San Francisco’s Humboldt Bank Building won’t be converted into housing after all.
The Seligman Group, owner of 785 Market Street, instead plans to lease the 19-story, 90,600-square-foot building as offices, the San Francisco Business Times reported. The proposed residential conversion spearheaded by Forge Development Partners last year would’ve brought 124 units of housing to the buzzing business corridor.
Earlier this month, San Francisco-based Forge agreed to terminate its exclusive right to pursue the office-to-residential conversion at the site because it wasn’t able to secure enough financing to grab a requisite equity stake in the building. The deal was slated to close last year.
Still, Forge isn’t backing down from its plan entirely and hopes to make it happen at some point down the road.
“Although the city has made extraordinary progress in trying to support conversions of existing buildings to housing, the equity markets for this remain challenging, resulting in delays in the process,” Forge CEO Richard Hannum told the outlet. “We expect to continue and eventually make this conversion work.
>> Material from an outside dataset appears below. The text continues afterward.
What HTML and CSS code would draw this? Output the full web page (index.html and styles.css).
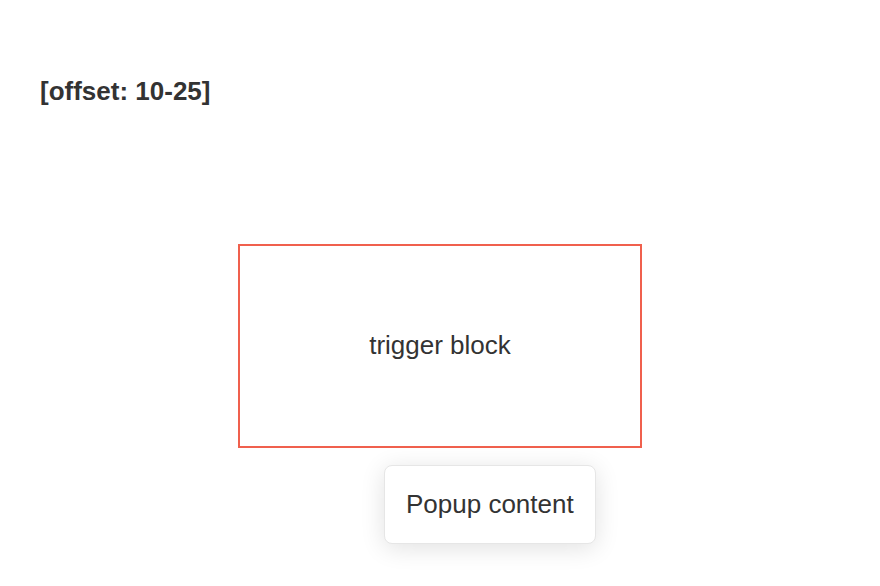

But in the interim, the building needs to proceed.”
Seligman recently completed a $4 million revamp of the building’s elevators and converted the second floor into a tenant lounge. A Seligman affiliate first acquired the building in 1997 and refinanced it in 2022 with a $20.5 million loan; it’s in the middle of another refinancing process now. The building is about 40 percent leased.
A deal for Forge to acquire Wells Fargo’s downtown headquarters was in the works earlier this year but fell through. That would’ve seen the firm converting the 409,000-square-foot building into housing. Redco is now under contract for that building with plans to keep it as offices.
The city has only approved two large-scale conversion projects, one of them being Forge’s proposal for 785 Market. The other, a plan to turn 30,000 square feet at the Warfield Building at 988 Market into 40 homes, was scuttled after the Community Arts Stabilization Trust and KALW Public Media bought the building in February to use as office and creative space.